No, Philippians 1:6 makes it clear that it is God himself totally apart from you who finishes his work in you.
“And I am sure of this, that he who began a good work in you will bring it to completion at the day of Jesus Christ.”

The covenant he made is one that he took on the stipulations for. It is his promise and he will fulfill it. Do not think that you who are so feeble and small could reach out into eternity and grapple with the mind of the living God.  David prayed in Psalm 119:49-50,

“Remember your word to your servant, in which you have made me hope. This is my comfort in my affliction, that your promise gives me life.”
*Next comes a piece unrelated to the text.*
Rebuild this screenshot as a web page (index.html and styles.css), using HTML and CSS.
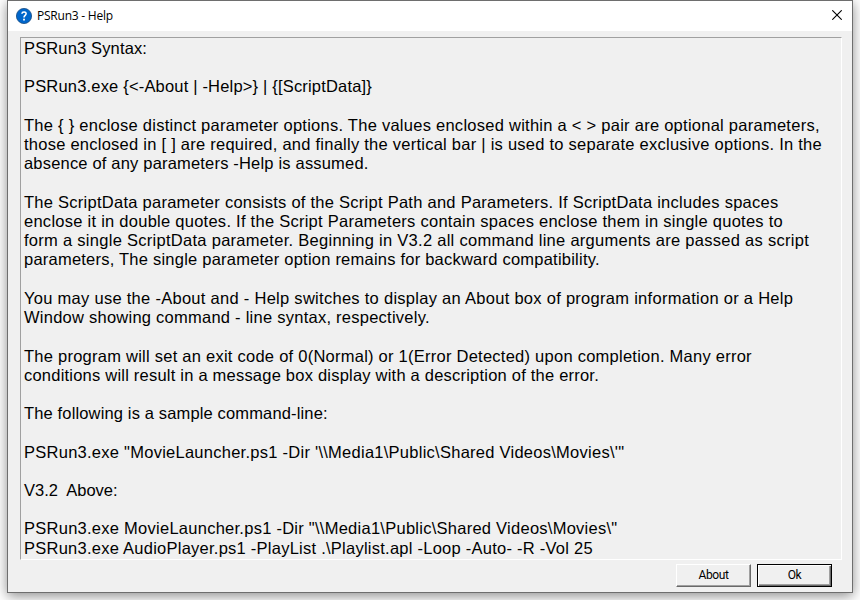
FILE: index.html
```html
<!DOCTYPE html>
<html lang="en">
<head>
<meta charset="utf-8">
<title>PSRun3 - Help</title>
<link rel="stylesheet" href="styles.css">
</head>
<body>
<main class="window">
  <header class="titlebar">
    <svg class="app-icon" width="16" height="16" viewBox="0 0 16 16">
      <circle cx="8" cy="8" r="7.6" fill="#0066cb" stroke="#174b80" stroke-width=".8"/>
      <path d="M5.9 5.7C6.1 3.3 10.2 3.4 10.1 5.8C10 7.3 8 7.4 8 9.4" fill="none" stroke="#fff" stroke-width="1.6"/>
      <rect x="7.1" y="10.7" width="1.8" height="1.8" fill="#fff"/>
    </svg>
    <h1 class="title">PSRun3 - Help</h1>
    <svg class="close" width="10" height="10" viewBox="0 0 10 10">
      <path d="M.3.3 9.7 9.7M9.7.3.3 9.7" stroke="#000" stroke-width="1.1"/>
    </svg>
  </header>
  <section class="help">
    <p><span class="t15">PSRun3 Syntax:</span></p>
    <p><span class="t18">PSRun3.exe {&lt;-About | -Help&gt;} | {[ScriptData]}</span></p>
    <p><span class="t26">The { } enclose distinct parameter options. The values enclosed within a &lt; &gt; pair are optional parameters,</span>
    <span class="t25">those enclosed in [ ] are required, and finally the vertical bar | is used to separate exclusive options. In the</span>
    <span class="t19">absence of any parameters -Help is assumed.</span></p>
    <p><span class="t26">The ScriptData parameter consists of the Script Path and Parameters. If ScriptData includes spaces</span>
    <span class="t26">enclose it in double quotes. If the Script Parameters contain spaces enclose them in single quotes to</span>
    <span class="t28">form a single ScriptData parameter. Beginning in V3.2 all command line arguments are passed as script</span>
    <span class="t23">parameters, The single parameter option remains for backward compatibility.</span></p>
    <p><span class="t28">You may use the -About and - Help switches to display an About box of program information or a Help</span>
    <span class="t25">Window showing command - line syntax, respectively.</span></p>
    <p><span class="t25">The program will set an exit code of 0(Normal) or 1(Error Detected) upon completion. Many error</span>
    <span class="t22">conditions will result in a message box display with a description of the error.</span></p>
    <p><span class="t15">The following is a sample command-line:</span></p>
    <p><span class="t26">PSRun3.exe "MovieLauncher.ps1 -Dir '\\Media1\Public\Shared Videos\Movies\'"</span></p>
    <p><span class="t0">V3.2  Above:</span></p>
    <p><span class="t26">PSRun3.exe MovieLauncher.ps1 -Dir "\\Media1\Public\Shared Videos\Movies\"</span>
    <span class="t25">PSRun3.exe AudioPlayer.ps1 -PlayList .\Playlist.apl -Loop -Auto- -R -Vol 25</span></p>
  </section>
  <footer class="actions">
    <button class="btn">About</button>
    <button class="btn default"><span>Ok</span></button>
  </footer>
</main>
</body>
</html>
```
FILE: styles.css
```css
* { box-sizing: border-box; }
html { height: 100%; overflow: hidden; background: #fff; }
body { margin: 0; height: 600px; padding: 0 7px 7px; overflow: hidden; }
.window {
  height: 593px;
  display: flex;
  flex-direction: column;
  background: #f0f0f0;
  border: 1px solid #6e6e6e;
  box-shadow: 0 3px 12px rgba(0, 0, 0, .45);
}
.titlebar {
  height: 30px;
  flex: none;
  display: flex;
  align-items: center;
  padding: 0 10px 1px 8px;
  background: #fff;
}
.title {
  flex: 1;
  margin: 1px 0 0 5px;
  font: 400 12px/16px "Open Sans", sans-serif;
  letter-spacing: -.23px;
  color: #000;
}
.close { margin-bottom: 1px; }
.help {
  height: 523px;
  flex: none;
  margin: 6px 10px 0 12px;
  padding: 1px 0 0 3px;
  border: 1px solid #a0a0a0;
  border-right-color: #fff;
  border-bottom-color: #fff;
  font: 16.5px/19.22px "Liberation Sans", Arial, sans-serif;
  color: #000;
  overflow: hidden;
}
.help p { margin: 0 0 19.22px; }
.help span { display: block; white-space: pre; }
.t0 { letter-spacing: 0; }
.t15 { letter-spacing: .145px; }
.t18 { letter-spacing: .181px; }
.t19 { letter-spacing: .185px; }
.t22 { letter-spacing: .217px; }
.t23 { letter-spacing: .226px; }
.t25 { letter-spacing: .248px; }
.t26 { letter-spacing: .259px; }
.t28 { letter-spacing: .281px; }
.actions { display: flex; justify-content: flex-end; gap: 6px; padding: 4px 20px 0 0; }
.btn {
  width: 75px;
  height: 23px;
  padding: 0 0 1px;
  border: 1px solid;
  border-color: #fff #696969 #696969 #fff;
  box-shadow: inset -1px -1px #a0a0a0;
  background: #f0f0f0;
  font: 12px/18px Roboto, sans-serif;
  color: #000;
  letter-spacing: -.4px;
}
.btn.default {
  border-color: #000;
  box-shadow: inset 1px 1px #fff, inset -1px -1px #696969, inset -2px -2px #a0a0a0;
}
```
I do not think David is attempting to remind God; rather, he is praising God for the surety of his promise, a promise that God has marked. Be sure my soul of this, the Lord is not slack concerning his promises (2. Pet 3:9), and your standing before God is by grace alone, through faith alone, by the merits of Christ alone, to the glory of God alone. Let me fast; careful not to fall into thinking that I am holy or that it will earn God’s favor. Such is sin.